Sarah, a couple of friends and I spent 10 days in Ghana, living in the remote village of Mafi Zongo. And did we pack a lifetime of experiences in that week! We built an outhouse, attended village meetings under a mango tree, and hauled buckets of water on our heads. School kids laughed at our teaching style, while the teacher scowled. (Actually I don’t think he liked us or our lack of classroom discipline.) We danced the Abgadza to tribal drums with the village women (which also made the children laugh) and hugged, held and photographed every kid in town at least a dozen times. The elders blessed our visit with libations to their ancestors (explain THAT to the Presbyterian missionaries) and sent us off to Accra with kente cloth souvenirs.

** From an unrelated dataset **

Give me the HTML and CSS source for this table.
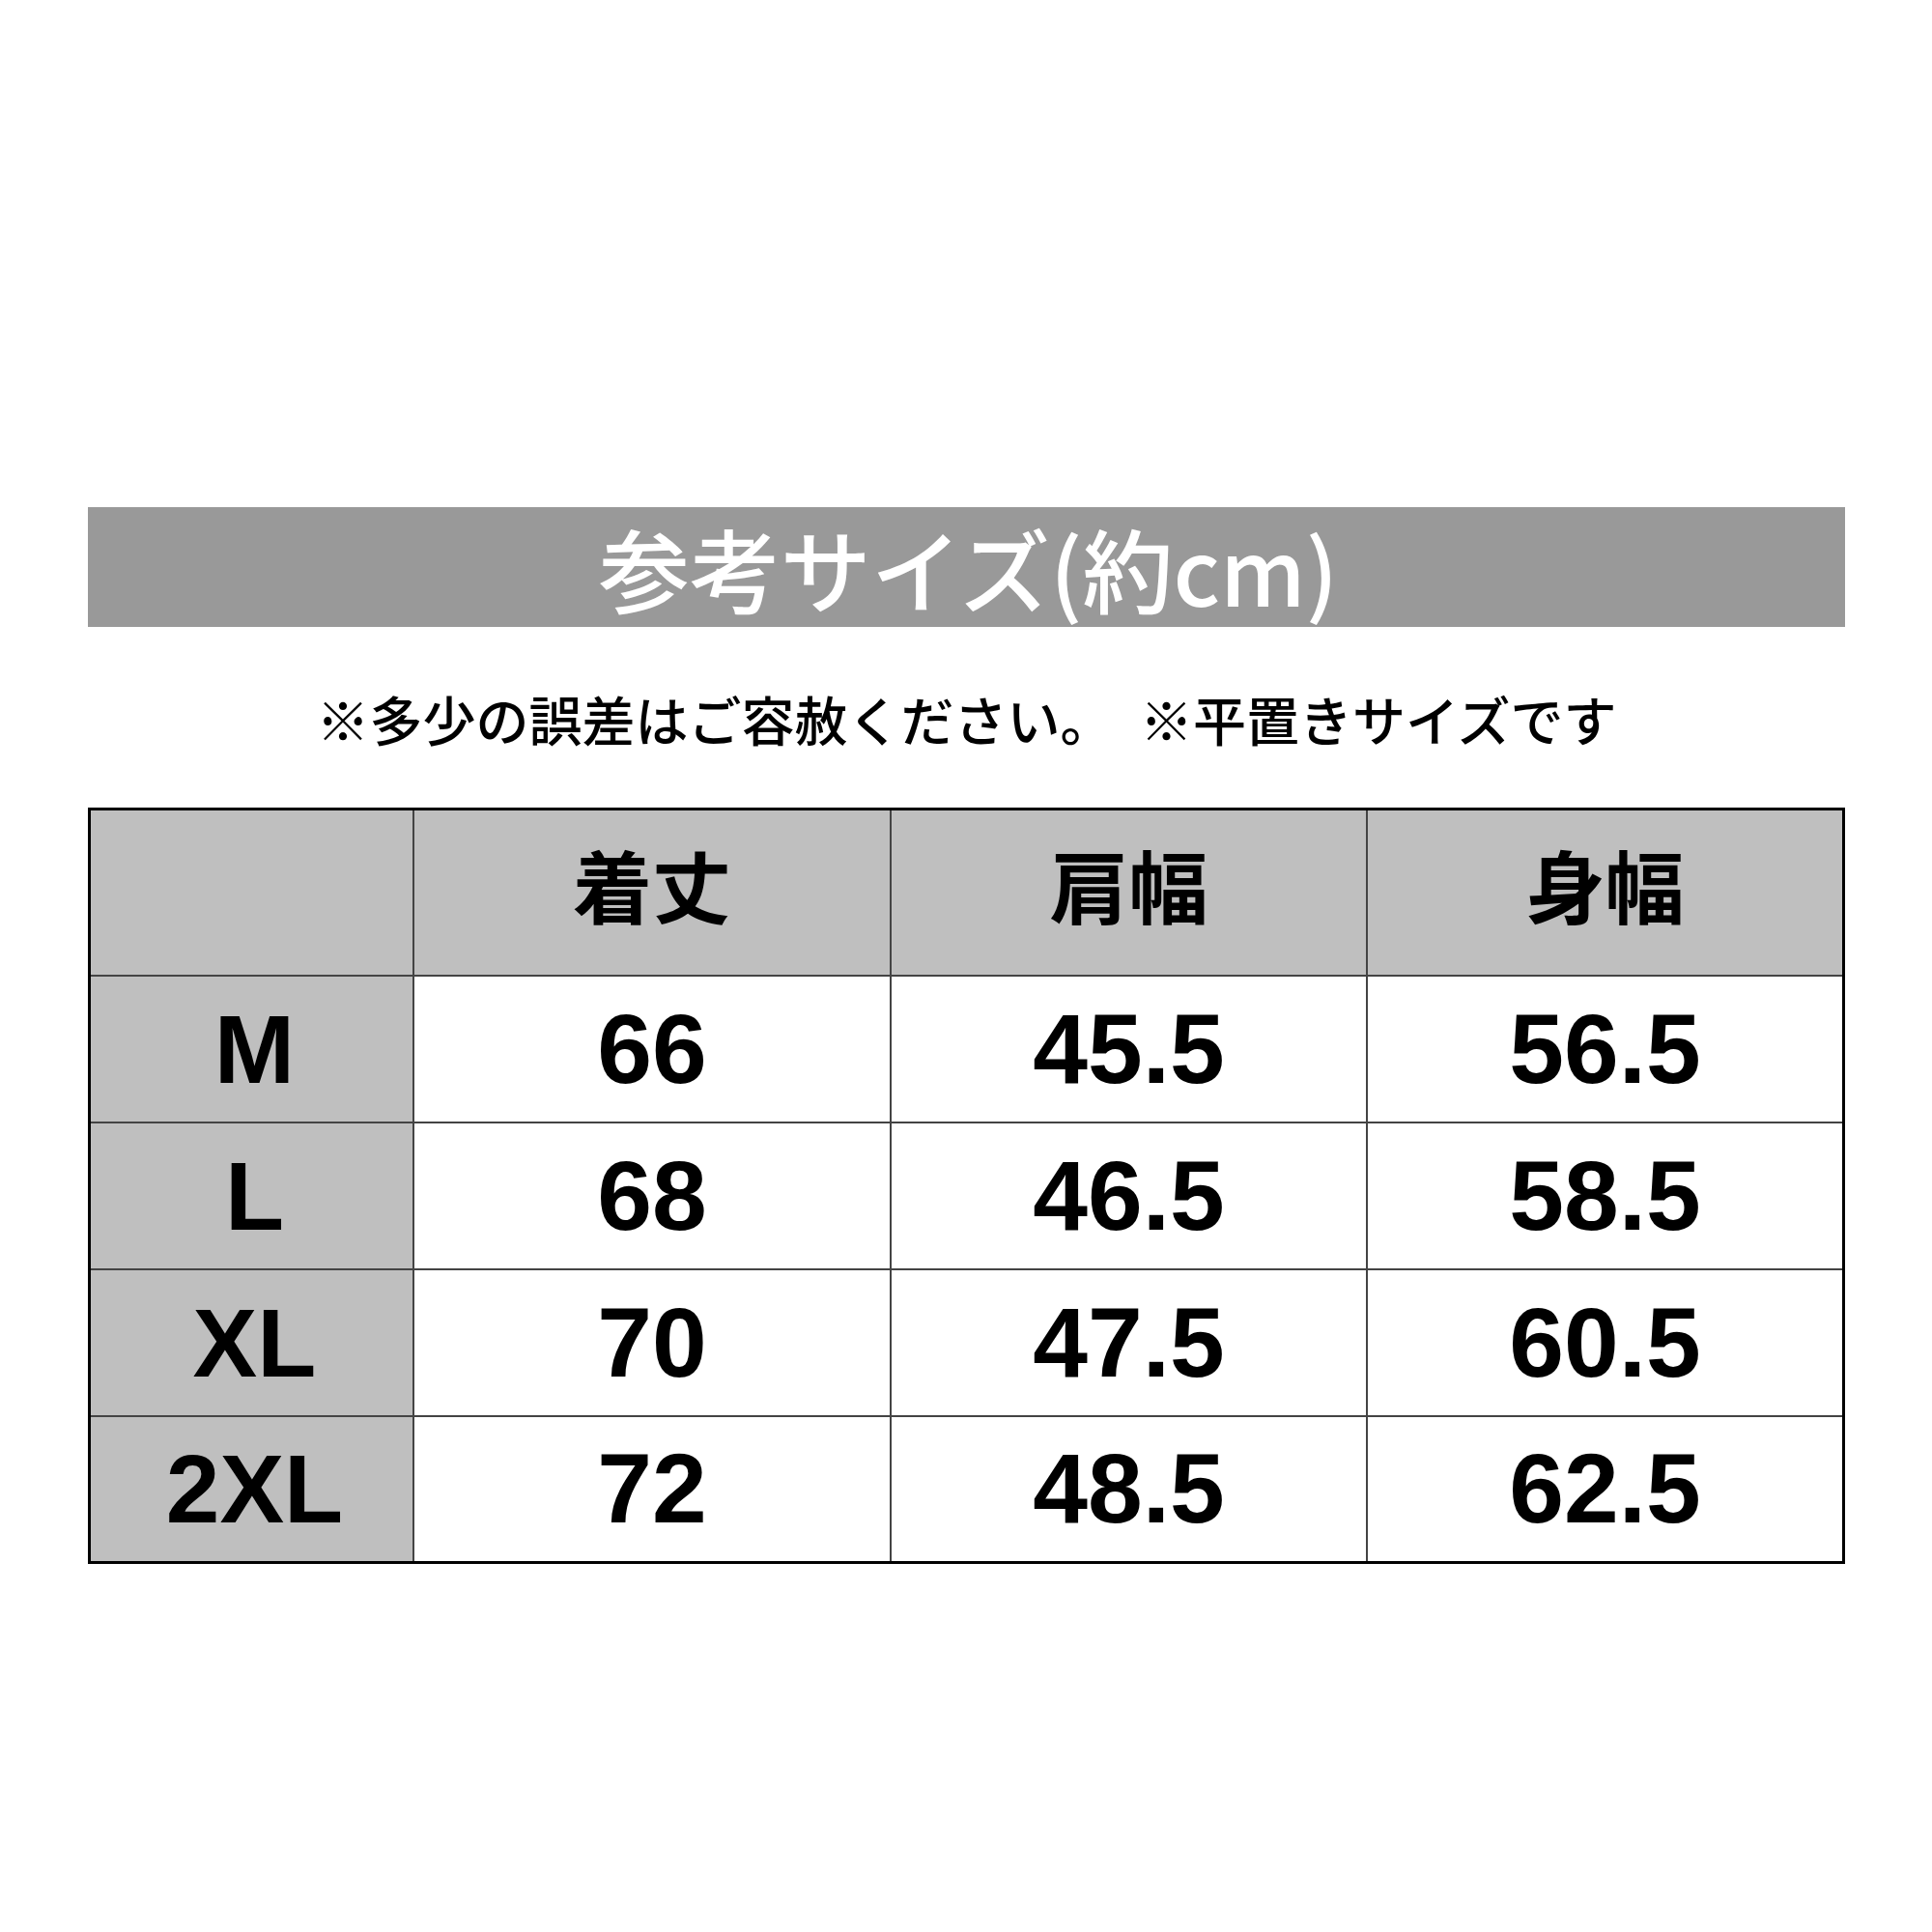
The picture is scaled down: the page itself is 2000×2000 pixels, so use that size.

Whew!
We lived like queens- literally. The matriarch of the village gave us rooms in her home, the nicest in the village with a generator and –get this- a flush toilet, if the water was running that day. And we even had a cook!
The first few days, they served us food from Accra- white bread, rice and lots of hard-boiled eggs. Fine, but where were the local delicacies? I wanted to try cassava –harvested right by our village, said to be the finest grown anywhere in the world- and coconuts, and what about mangoes from the tree outside our window? Meal after meal, nothing like that crossed our plates. But then one day, the cook set a big white bowl on the table. She smiled and proudly said it was a local stew she’d made herself.
The bowl made the rounds of the table. Everyone inspected it closely, their eyes widening. Then –to be polite- they placed a small spoonful onto their plate. When it arrived at me, I did the same, poking around the red grease, seeing bits of fish floating around some vegetables. Not very appetizing.
Then I took a bite. Wait…those vegetables were okra. And this wasn’t stew. It was gumbo. SEAFOOD gumbo! I grew up eating gumbo! It’s comfort food to me. It means lunch at college in New Orleans. And family dinners around the kitchen table. Here I was, eating the same meal, in a remote African village.
Suddenly all those history lessons became personal. I had a direct connection with our 16 year-old African cook. Hundreds of years ago, a gumbo recipe had traveled from Mafi Zongo or someplace similar, onto a slave ship out of Cape Coast, across the Atlantic to New Orleans, with each successive person slightly tweaking the recipe to her own taste. And now it survives in my kitchen in Texas, where we eat it in 2013, not very different than the version still being served in West Africa.
In the spirit of the Ghanaian stew Sarah and I ate, here’s a New Orleans gumbo recipe heavy on the okra and spices. Compare it to this West African recipe found online. You’ll see the similarities.
- 1/3 cup vegetable oil or pork lard (preferred)
- 2 1/2 pounds (8 1/2 cups) okra, quartered and sliced
- 1 teaspoons black pepper
- 1 1/2 teaspoons cayenne pepper
- 2 cups chopped onions
- 10 cups chicken stock
- 2 cups chopped tomatoes
- 2 teaspoons salt
- 6 cloves garlic, chopped
- 1/2 teaspoon dried thyme leaves or 1 tablespoon fresh
- 1/2 cup pureed tomatoes
- 1 pound sausage, andouille (preferred) or Polish, cut into 1/4 inch slices
- 1/2 cup chopped green onions
- 2 1/2 cups white rice
- In a large sauce pan or Dutch oven, melt the fat. When hot, add 6 cups okra and cook for 3 minutes. Add the black and red pepper, stir and cook for 10 minutes on medium heat, stirring occasionally. Add onions, cook for 5 minutes, then add garlic. After cooking until it becomes transparent, add chopped tomatoes and puree. Stir . When all ingredients are mixed, add thyme, chicken stock and sausage. Increase heat and simmer uncovered for at least 45 minutes or until the broth has thickened. (It will have the consistency of soup, rather than gravy.) Add salt, if needed. For the final 15 minutes of cooking, add remaining okra and green onions. Serve in bowls over rice.
Interesting fact: According to Wikipedia, the U.S. sweet potato is indigenous to the Americas and part of the Morning Glory family. It’s not closely related to the yams of Africa, however.